Virtualization of APIs
Virtualization of APIs

Throughout history, it has not been just once, twice, or three times that the machinery of technological marketing, in the absence of innovation, has had to invent concepts with little technical basis or argument, give content to not very solid concepts, or simply reinvent the wheel with new terms that keep a market fresh. This market, aside from its evident and accelerated exponential growth, does not always do so with the same intensity or speed in all its areas.


I believe this applies to the concept of API virtualization, where, in the absence of a real resource to virtualize an API, the marketing market has been limited to baptizing and dressing up with virtualization attributes an operation of very dubious credit. This basically boils down to cloning a productive instance in pre-production, staging, or test environments. From my humble opinion, this is far from what we might imagine as API virtualization, and without that adjective, what is now said to be done has already been happening for many years.


So, what should the concept of API virtualization really offer?


There is a term we coined some time ago at 101OBEX and have been working with for years, referring to dynamic APIs, to refer to an API that, even when part of an API Product within a certain API Catalog, can be loaded or unloaded from a project. That is, its existence as an element within an API catalog is not always certain and depends on whether it is activated or not. Therefore, its endpoint is also dynamic.


The concept of dynamic APIs has been very valuable mainly when applied to the development of private APIs within a public API Catalog and the distribution of these APIs to all or part of the developer teams in the same or another project.


As part of good governance and administration of APIs within an API Catalog, it is very useful to work with concepts of static and dynamic APIs, which allow us to differentiate public from private APIs and manage their availability based on project requirements. This offers an improvement in resource management and helps programmers get more out of their work, being exploited when necessary by other programmers in the same project or others.


Moreover, if we understand that in the API world, the sale of apified products goes through the direct sale of pre-parametrizable API Products, the creation of dynamic APIs within these projects becomes even more important.


API virtualization should be an evolution of dynamic APIs or a complementary element to dynamic APIs, allowing programmers to work with APIs that really do not exist, or better said, whose existence is so high-level that even a child could be capable of programming them. That is, applying the philosophy of the virtual to technology, as is already done in the virtualization of work desktops or servers.


What I understand by API virtualization leads me to think of an API that really does not exist 'physically' and not an API that is a physical copy of something that exists.


What I understand by API virtualization leads me to think of an architecture that allows my source code to create an API with a perfectly defined functionality, so high-level, that we could affirm that 90% of its code does not exist and is constructed, interpreted, or compiled in real time.


What I understand by API virtualization forces me to think of a programming language oriented to the development of APIs and more specifically to the development of APIs based on a virtualized model. Why are there programming languages today oriented to specific tasks, in specific markets, but there is no programming language oriented to the development of APIs? Isn't it strange that the API world, with the value it has today in development architectures, is nourished by general-purpose programming languages, the same with which any project is developed? Would someone develop the back and front with the same language? Why do we assume to do everything related to APIs with the same general-purpose language with which we do a project?
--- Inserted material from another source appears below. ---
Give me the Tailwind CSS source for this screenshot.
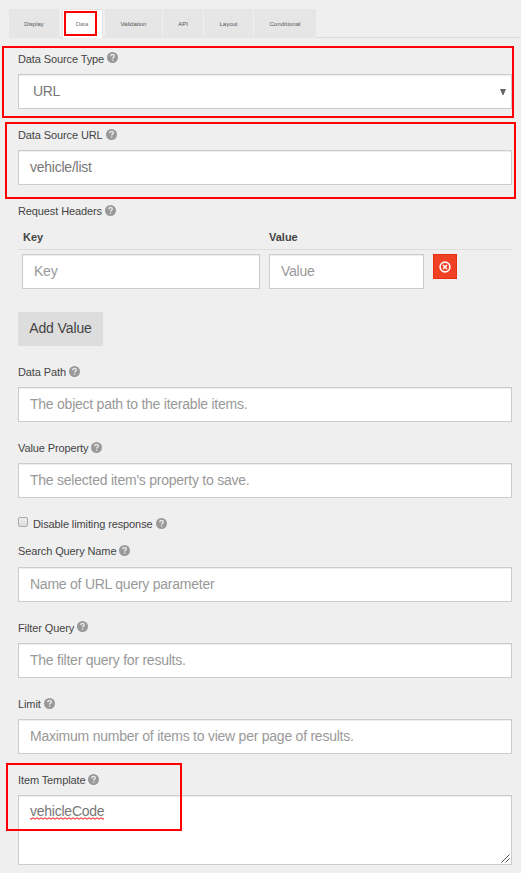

Possibly this language does not exist today because no API manager or API gateway infrastructure manufacturer has thought of doing it, because it seems evident to me that for a language created and oriented to the creation of APIs, and for these to be virtual, requires and needs an infrastructure for publishing, governance, and exploitation of APIs according to the premises of virtualization. That is, only the language is not enough, and the appropriate infrastructure is required to support and exploit the full potential of that language.
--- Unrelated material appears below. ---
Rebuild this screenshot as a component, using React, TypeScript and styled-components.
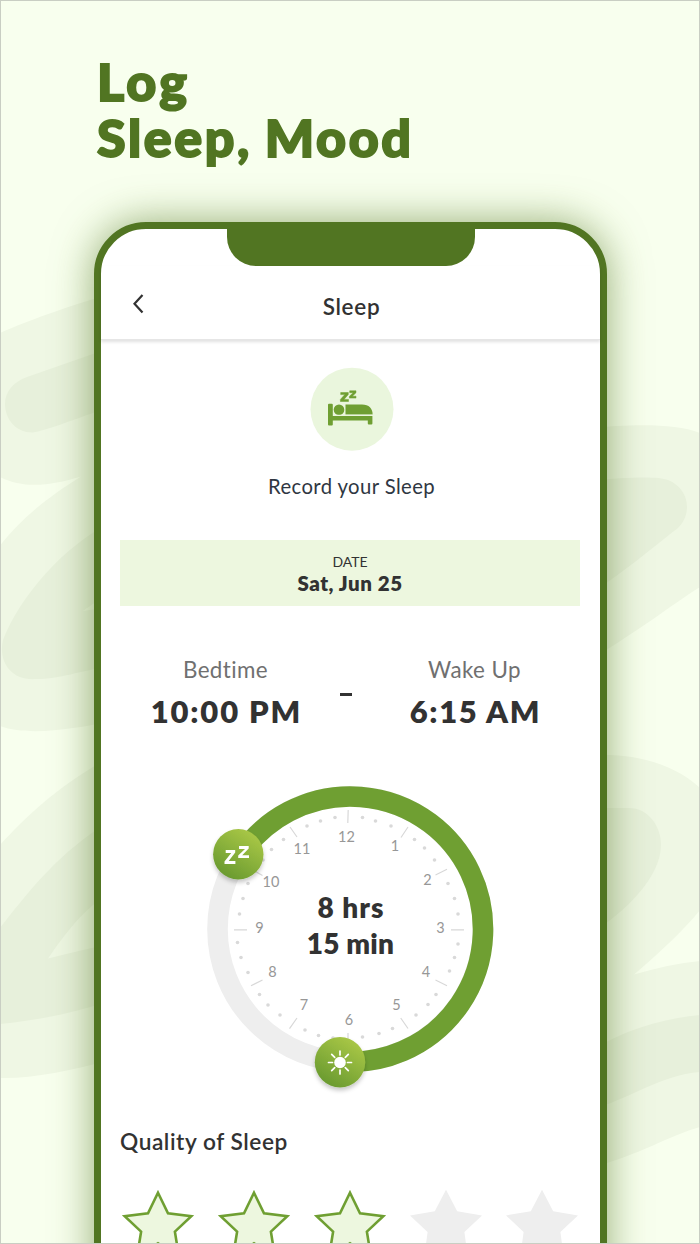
import React from 'react';
import styled, { createGlobalStyle } from 'styled-components';

const GlobalStyle = createGlobalStyle`
  *, *::before, *::after { box-sizing: border-box; }
  body { margin: 0; background: #f8ffee; font-family: Lato, "Open Sans", sans-serif; font-variant-ligatures: none; color: #323232; }
`;

const Page = styled.main`
  position: relative;
  width: 700px;
  height: 1244px;
  overflow: hidden;
  padding: 53px 93.5px 0 93.5px;
  background: #f8ffee;
  &::after {
    content: '';
    position: absolute;
    inset: 0;
    border: 1px solid #c9cec3;
    pointer-events: none;
  }
`;

const Backdrop = styled.svg`
  position: absolute;
  inset: 0;
`;

const Headline = styled.h1`
  position: relative;
  margin: 0 0 0 3.5px;
  height: 169px;
  font-size: 52px;
  line-height: 56px;
  font-weight: 900;
  color: #517522;
  -webkit-text-stroke: 2px #517522;
`;

const Line = styled.span<{ $track: number }>`
  display: block;
  letter-spacing: ${p => p.$track}px;
  word-spacing: -2px;
  white-space: nowrap;
`;

const Phone = styled.section`
  position: relative;
  width: 513px;
  height: 1100px;
  border: 7px solid #517522;
  border-radius: 52px;
  background: #fff;
  box-shadow: 0 0 40px rgba(81, 117, 34, 0.6);
`;

const Notch = styled.div`
  width: 248px;
  height: 36.5px;
  margin: 0 0 0 126.5px;
  border-radius: 0 0 29px 29px;
  background: #517522;
`;

const TopBar = styled.header`
  display: grid;
  grid-template-columns: 60px 1fr 60px;
  height: 74.5px;
  border-bottom: 1px solid #e6e6e6;
  box-shadow: 0 2px 3px rgba(0, 0, 0, 0.12);
`;

const BackButton = styled.button`
  display: flex;
  padding: 27px 0 0 31px;
  border: 0;
  background: none;
`;

const Title = styled.h2`
  margin: 28px 0 0 3px;
  text-align: center;
  font-size: 22.5px;
  line-height: 26px;
  font-weight: 600;
  letter-spacing: 0.7px;
`;

const Intro = styled.div`
  display: flex;
  flex-direction: column;
  align-items: center;
  padding: 26.5px 0 0 3px;
`;

const IntroText = styled.p`
  margin: 23px 0 0;
  font-size: 20.3px;
  line-height: 24px;
  letter-spacing: 0.4px;
  color: #2f3742;
`;

const DateBox = styled.div`
  display: flex;
  flex-direction: column;
  align-items: center;
  width: 460px;
  height: 66px;
  margin: 42.5px 0 0 19.5px;
  padding-top: 13px;
  background: #edf7df;
`;

const DateLabel = styled.span`
  font-size: 14px;
  line-height: 18px;
`;

const DateValue = styled.strong`
  font-size: 20.5px;
  line-height: 24px;
  font-weight: 800;
  letter-spacing: 0.55px;
`;

const Times = styled.div`
  display: grid;
  grid-template-columns: 212px 29px 228px;
  margin: 49px 0 0 19px;
  height: 125px;
`;

const Time = styled.div`
  display: flex;
  flex-direction: column;
  align-items: center;
  white-space: nowrap;
`;

const TimeLabel = styled.span`
  font-size: 22.4px;
  line-height: 30px;
  letter-spacing: 0.4px;
  color: #707070;
`;

const TimeValue = styled.strong<{ $track: number }>`
  margin: 7.5px -1.8px 0 0;
  font-size: 31px;
  line-height: 36px;
  font-weight: 800;
  letter-spacing: ${p => p.$track}px;
`;

const Dash = styled.span`
  width: 12px;
  height: 3px;
  margin: 38px 0 0 8px;
  background: #323232;
`;

const Dial = styled.svg`
  display: block;
  margin: 0 0 0 89.5px;
  overflow: visible;
`;

const Section = styled.h3`
  margin: 27px 0 0 19.5px;
  font-size: 22.7px;
  line-height: 30px;
  font-weight: 600;
  letter-spacing: 0.55px;
`;

const Stars = styled.div`
  display: flex;
  gap: 22px;
  margin: 32px 0 0 20.5px;
`;

const hours: [string, number, number][] = [
  ['12', 346.5, 841.5], ['1', 395, 850.5], ['2', 427.5, 884.5], ['3', 440.5, 933.3],
  ['4', 426, 977], ['5', 396.5, 1009.5], ['6', 349, 1024.5], ['7', 304, 1009.5],
  ['8', 272.5, 977.3], ['9', 259.5, 933.3], ['10', 271, 887.3], ['11', 302, 853.5],
];

const ticks = [
  'M348.2 810L347.8 823', 'M290 827L297 837', 'M251 869L262.5 875.5', 'M234 929.8H247',
  'M251 985.7L262.5 980', 'M289.5 1028.7L297 1018', 'M348 1033V1045', 'M408 1028.5L400.7 1018',
  'M447 985.7L435.5 980', 'M451 929.8H464', 'M447 869.3L435.5 875', 'M408 827L401 837.5',
].join('');

const dots = [
  [335, 817.5], [320.5, 821], [307, 826], [283.5, 839.5], [271.5, 849.5], [263, 860],
  [248, 883.5], [243, 898.5], [239.5, 914], [362.5, 817.5], [375.5, 821], [391, 826],
  [414.5, 839.5], [424.5, 848], [434.5, 860], [448, 883.5], [454.5, 898.5], [458, 914],
  [237.5, 942.5], [241, 957.5], [248, 972.5], [259.5, 994.5], [268, 1005], [280, 1015],
  [305, 1030], [318.5, 1035.5], [333, 1038], [458, 944], [454.5, 957.5], [449.5, 971],
  [436, 994.5], [428, 1004.5], [416, 1015], [392.5, 1028.5], [379, 1033.5], [362.5, 1037],
];

const Waves = () => (
  <Backdrop width="700" height="1244" viewBox="0 0 700 1244">
    <g fill="#eff7e4">
      <path d="M0 333C30 320 60 309 110 294V722C75 728 30 737 0 726V545.5C20 520 45 499 81 476.5C50 486 24 489 0 477Z" />
      <path d="M0 845C28 814 60 785 110 757V1060C70 1071 30 1079 0 1078Z" />
      <path d="M590 428C625 425 673 422 700 433V587C670 606 640 630 590 660Z" />
      <path d="M590 755C650 752 684 773 700 788V910C683 931 660 952 634 974.500C656 968 679 963 700 961V1127C670 1135 640 1155 590 1168Z" />
    </g>
    <g fill="#e7f0db">
      <path d="M110 348L27 377C13 382 5 392 5 404C5 420 17 433 33 432.500C45 431 75 419 110 407Z" />
      <path d="M110 523C65 545 20 596 3 640C-2 660 10 681 36 679C60 679 80 671 110 666V607L83 611C91 605 99 600 110 593Z" />
      <path d="M0 928C33 886 60 852 110 821V893C85 907 65 934 48 958.500C70 953 90 948 110 944V1001C73 1013 40 1020 0 1024Z" />
      <path d="M590 480.500C630 477 658 476 668 480C680 485 687 495 687 507C687 518 681 527 672 532.500C650 550 625 571 590 594Z" />
      <path d="M590 808H629C648 808 661 826 661 845C661 876 627 911 590 934Z" />
      <path d="M590 1051C625 1030 660 1019 700 1015V1072C660 1075 630 1099 590 1110Z" />
    </g>
  </Backdrop>
);

const BedBadge = () => (
  <svg width="84" height="84" viewBox="310 366.500 84 84">
    <circle cx="352" cy="408.700" r="41.500" fill="#eaf6dd" />
    <g fill="#6f9f32">
      <path d="M328 404.200Q328 403.200 329 403.200H331.800Q332.800 403.200 332.800 404.200V415.400H372.400V423Q372.400 424 371.400 424H368.800Q367.800 424 367.800 423V420H332.800V424Q332.800 425 331.800 425H329Q328 425 328 424Z" />
      <circle cx="339" cy="409.200" r="5.300" />
      <path d="M345.500 404H362C369 404 372.600 408 372.600 414H345.500Z" />
      <path d="M340.700 392H348.300V394L344 398.900H348.500V401H340.400V398.900L344.800 394.100H340.700ZM349.700 390.300H356V392.200L352.400 395.700H356V397.600H349.400V395.800L353.200 392.200H349.700Z" stroke="#6f9f32" strokeWidth="0.500" />
    </g>
    <path d="M333 414.800H372.400" stroke="#eaf6dd" strokeWidth="1" />
  </svg>
);

const SleepDial = () => (
  <Dial width="320" height="320" viewBox="190 780 320 320">
    <defs>
      <linearGradient id="knob" x1="0.75" y1="0.1" x2="0.25" y2="0.9">
        <stop offset="0" stopColor="#a6c545" />
        <stop offset="1" stopColor="#6c9c31" />
      </linearGradient>
      <filter id="lift" x="-30%" y="-30%" width="160%" height="170%">
        <feDropShadow dx="0" dy="3" stdDeviation="2" floodColor="#000" floodOpacity="0.22" />
      </filter>
    </defs>
    <circle cx="350.200" cy="929" r="132.700" fill="none" stroke="#eeeeee" strokeWidth="20.600" />
    <path d="M241 854A132.700 132.700 0 1 1 340 1061.500" fill="none" stroke="#6f9f32" strokeWidth="20.600" />
    <path d={ticks} stroke="#d8d8d8" strokeWidth="1.200" />
    {dots.map(([x, y]) => <circle key={`${x}-${y}`} cx={x} cy={y} r="1.800" fill="#d9d9d9" />)}
    <g fill="#979797" fontSize="14.500" textAnchor="middle">
      {hours.map(([label, x, y]) => <text key={label} x={x} y={y}>{label}</text>)}
    </g>
    <g fill="#323232" fontSize="28" fontWeight="800" textAnchor="middle">
      <text x="351" y="917.500" letterSpacing="1">8 hrs</text>
      <text x="350.500" y="953.500" letterSpacing="0.200">15 min</text>
    </g>
    <circle cx="238.300" cy="854.300" r="25.200" fill="url(#knob)" filter="url(#lift)" />
    <circle cx="340" cy="1062.200" r="25.200" fill="url(#knob)" filter="url(#lift)" />
    <path d="M225.700 850H235.200V852.400L228.700 861H235.400V864H224.500V861.500L231.200 853H225.700ZM239 846H248.700V848.500L242.200 855.200H249V858H238.200V855.500L245 848.900H239Z" fill="#fff" />
    <circle cx="340" cy="1062.500" r="5.800" fill="#fff" />
    <path d="M340 1051V1055M340 1070V1074M328.500 1062.500H332.500M347.500 1062.500H351.500M331.700 1054.300L334.700 1057.300M345.300 1067.700L348.300 1070.700M331.700 1070.700L334.700 1067.700M345.300 1057.300L348.300 1054.300" stroke="#fff" strokeWidth="1.700" strokeLinecap="round" />
  </Dial>
);

const Star = ({ filled }: { filled: boolean }) => (
  <svg width="74" height="70" viewBox="0 0 74 70">
    {filled ? (
      <path d="M37 3.800L47 24.200L70.300 27.200L53.900 42.600L58 68L37 54.300L16 68L20.100 42.600L3.700 27.200L27 24.200Z" fill="#edf7df" stroke="#6f9f32" strokeWidth="2.600" />
    ) : (
      <path d="M37 0.800L48.200 22.300L73 26.400L55.400 43L59 70H15L18.600 43L1 26.400L25.800 22.300Z" fill="#eeeeee" />
    )}
  </svg>
);

export default function App() {
  return (
    <Page>
      <GlobalStyle />
      <Waves />
      <Headline>
        <Line $track={3.2}>Log</Line>
        <Line $track={2.6}>Sleep, Mood</Line>
      </Headline>
      <Phone>
        <Notch />
        <TopBar>
          <BackButton aria-label="Back">
            <svg width="13" height="22" viewBox="0 0 13 22" fill="none" stroke="#323232" strokeWidth="2.200">
              <path d="M10.500 2L2.500 10.800L10.500 19.500" />
            </svg>
          </BackButton>
          <Title>Sleep</Title>
        </TopBar>
        <Intro>
          <BedBadge />
          <IntroText>Record your Sleep</IntroText>
        </Intro>
        <DateBox>
          <DateLabel>DATE</DateLabel>
          <DateValue>Sat, Jun 25</DateValue>
        </DateBox>
        <Times>
          <Time>
            <TimeLabel>Bedtime</TimeLabel>
            <TimeValue $track={1.8}>10:00 PM</TimeValue>
          </Time>
          <Dash />
          <Time>
            <TimeLabel>Wake Up</TimeLabel>
            <TimeValue $track={1.6}>6:15 AM</TimeValue>
          </Time>
        </Times>
        <SleepDial />
        <Section>Quality of Sleep</Section>
        <Stars>
          {[1, 2, 3, 4, 5].map(n => <Star key={n} filled={n <= 3} />)}
        </Stars>
      </Phone>
    </Page>
  );
}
With this, I come to two conclusions:


FIRST: I do not agree with what API virtualization represents today.


And since I do not agree…


SECOND: We have been working on a real proposal for API virtualization that we are going to share with you from 101OBEX and that, with much humility, as much as conviction, I dare to say will result in a historical milestone for the world of technology, offering the first programming language oriented to the development of virtual APIs, along with all the infrastructure to be able to publish, manage, and exploit through an API manager, the developed APIs.


Here I leave you what I believe will be the first of many more articles, as I am sure there is content for debate.